WE'VE ASKED FOR A RECORD
$92 million budget for the Department of Land and Natural Resources that is unprecedented in scope and scale.
The disrepair of our state parks deserves immediate attention.
I have asked you for an additional $10 million to repair our park facilities as well as additional funding to clean them more regularly and to provide nighttime security patrols.
And I am again calling on the Legislature to invest in the repair and reconstruction of our small-boat harbors.
I pledge my continued support for those programs and efforts that preserve and perpetuate the Hawaiian culture.
PROTECTING THE PUBLIC
The natural disasters of the past year made it clear that civil defense preparedness is a necessity, not a nicety.
Last month, I announced a comprehensive emergency preparedness package.
First, we must harden our public and private buildings to better resist natural disasters when they do hit.
Second, we must be better prepared to respond before and after a disaster strikes by modernizing our warning systems, stockpiling supplies, doubling the funds available to respond in the first hours after an emergency, and entering into an agreement with other states so we can call on them for aid when disaster strikes.
Third, we must create additional shelter spaces, including special areas for those needing medical care, and a place where people can bring their pets.
Finally, we must adopt severe penalties for those caught looting during or after a disaster and make it a serious crime to attack a civil defense worker.
Earlier this month, I proposed a sweeping set of proposals designed to move us from our decades-long overdependence on imported oil toward energy self-sufficiency based on renewable resources.
Weaning ourselves from oil won't be cost-free, but we must do so if we want our economy to survive the next time the price of a barrel of oil increases by 50 percent.
I am proposing a bold new initiative to make Hawai'i the center of America's development of hydrogen as an alternate fuel source.
Already internationally recognized leaders in this field have expressed interest in using Hawai'i as the place where hydrogen can move from the research phase into production.
Additionally, we need to provide expanded tax incentives for people or businesses who install energy efficient appliances — solar hot-water heating, photovoltaics or wind-energy systems.
We also need to encourage the development of biofuels as a substitute for oil — fuels through farming.
Just as we want to mandate 20 percent alternative fuels for electricity production by 2020, we also want to adopt a standard of 20 percent use of biofuels in gasoline by 2020.
The price of gasoline is just one of the challenges that we face when we drive each day.
Another is gridlock on our highways.
This is why I am seeking an additional $137 million for highway construction for projects such as the North-South Road and Kapolei Parkway on O'ahu, the expansion of Kuhio Highway on Kaua'i, the realignment of Honoapi'ilani Highway on Maui and the design of an afternoon contra-flow zipper lane on the H-l Freeway.
Along with improved traffic flow, we have an obligation to make sure that pedestrians are safe when crossing the street.
Just last week, another senior citizen was killed by a driver while crossing the street in a marked crosswalk.
I am proposing tough new measures to place traffic violators in jail and revoke their driving privileges for failing to yield the right-of-way to a pedestrian.
I am again calling on legislators to recognize that tougher penalties for repeat drug offenders and the manufacture of ice are essential if we ever hope to make a dent in this community crisis.
But we also need to increase prevention efforts.

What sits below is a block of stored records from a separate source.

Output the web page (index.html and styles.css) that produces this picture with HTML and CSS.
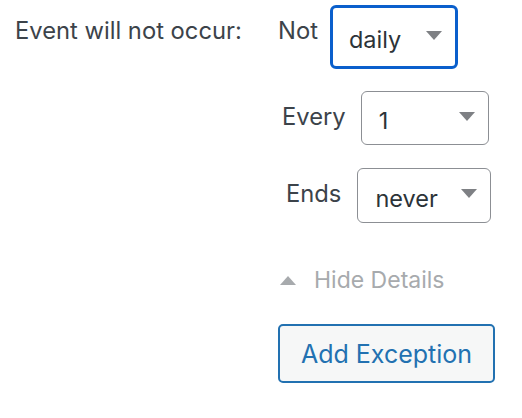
FILE: index.html
```html
<!DOCTYPE html>
<html>
<head>
<meta charset="utf-8">
<link rel="stylesheet" href="styles.css">
</head>
<body>
<div class="recurrence">
  <div class="label-col">Event will not occur:</div>
  <div class="fields">
    <div class="row row-not">
      <span class="lbl">Not</span>
      <div class="select sel-daily is-focused">
        <span class="val">daily</span>
        <svg class="arrow" width="16" height="9" viewBox="0 0 16 9"><polygon points="0,0 16,0 8,9" /></svg>
      </div>
    </div>
    <div class="row row-every">
      <span class="lbl">Every</span>
      <div class="select sel-every">
        <span class="val">1</span>
        <svg class="arrow" width="16" height="9" viewBox="0 0 16 9"><polygon points="0,0 16,0 8,9" /></svg>
      </div>
    </div>
    <div class="row row-ends">
      <span class="lbl">Ends</span>
      <div class="select sel-ends">
        <span class="val">never</span>
        <svg class="arrow" width="16" height="9" viewBox="0 0 16 9"><polygon points="0,0 16,0 8,9" /></svg>
      </div>
    </div>
    <div class="toggle">
      <svg class="toggle-icon" width="16" height="9" viewBox="0 0 16 9"><polygon points="8,0 16,9 0,9" /></svg>
      <span>Hide Details</span>
    </div>
    <button class="btn" type="button">Add Exception</button>
  </div>
</div>
</body>
</html>
```
FILE: styles.css
```css
html, body {
  margin: 0;
  padding: 0;
  background: #ffffff;
}
body {
  font-family: Inter, "Noto Sans", sans-serif;
  color: #3c434a;
  font-size: 23.75px;
  line-height: 28px;
}
.recurrence {
  display: flex;
  align-items: flex-start;
  padding: 5px 0 0 15px;
}
.label-col {
  width: 263px;
  flex: none;
  padding-top: 12px;
}
.fields {
  display: flex;
  flex-direction: column;
  align-items: flex-start;
}
.row {
  display: flex;
  align-items: flex-start;
}
.lbl {
  padding-top: 12px;
}
.row-not .lbl { margin-right: 12px; }
.row-every { margin: 22px 0 0 4px; }
.row-every .lbl { margin-right: 15px; }
.row-ends { margin: 23px 0 0 8px; }
.row-ends .lbl { margin-right: 16px; }
.select {
  box-sizing: border-box;
  display: flex;
  align-items: center;
  justify-content: space-between;
  border: 1.5px solid #8c8f94;
  border-radius: 6px;
  background: #fff;
  color: #2c3338;
  font-size: 23.5px;
  padding: 0 13px 0 17px;
}
.select .val {
  padding-top: 6px;
}
.arrow {
  fill: #7e8084;
  margin-top: -4px;
}
.sel-daily {
  width: 128px;
  height: 64px;
  padding-left: 16px;
}
.is-focused {
  border: 3px solid #0a5fcc;
}
.sel-every {
  width: 128px;
  height: 54px;
}
.sel-ends {
  width: 134px;
  height: 55px;
}
.toggle {
  display: flex;
  align-items: center;
  gap: 18px;
  margin: 43px 0 0 2px;
  color: #a7aaad;
  font-size: 23px;
}
.toggle-icon {
  fill: #a7aaad;
}
.btn {
  margin-top: 30px;
  box-sizing: border-box;
  width: 217px;
  height: 59px;
  border: 2px solid #2271b1;
  border-radius: 5px;
  background: #f6f7f7;
  color: #2271b1;
  font-family: Inter, "Noto Sans", sans-serif;
  font-size: 25px;
  padding: 0;
  cursor: pointer;
}
```
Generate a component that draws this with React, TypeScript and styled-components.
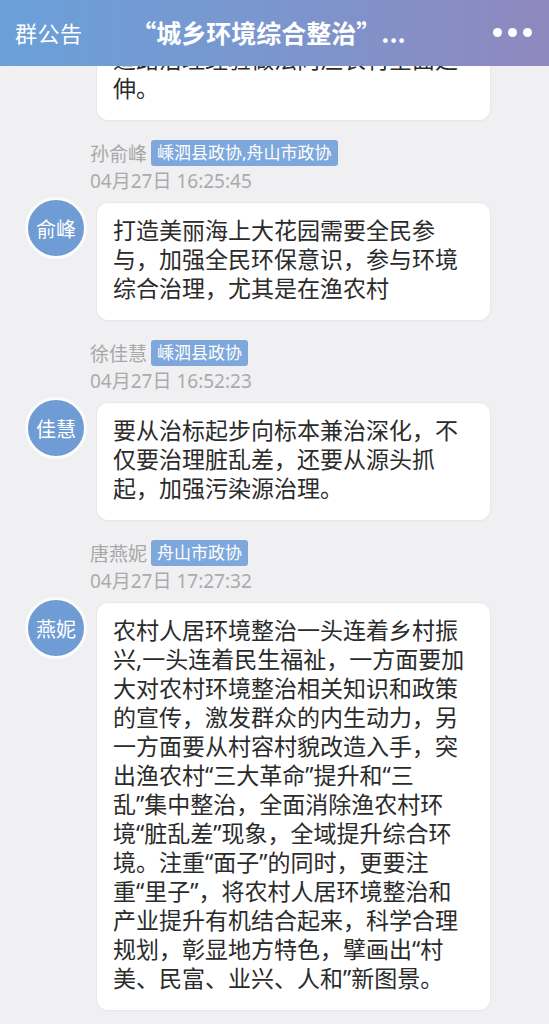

As an example, I am proposing $10.2 million in federal funds to expand the About Face and Healthy Lifestyles programs for at-risk youth and needy adults.
This is the final State of the State address I will have the privilege of making during this term of office.
I'd like to take this opportunity to thank the members of the Legislature for working with me to move our state forward.
While we haven't always seen eye-to-eye, the debate has benefited the public and often made the results better.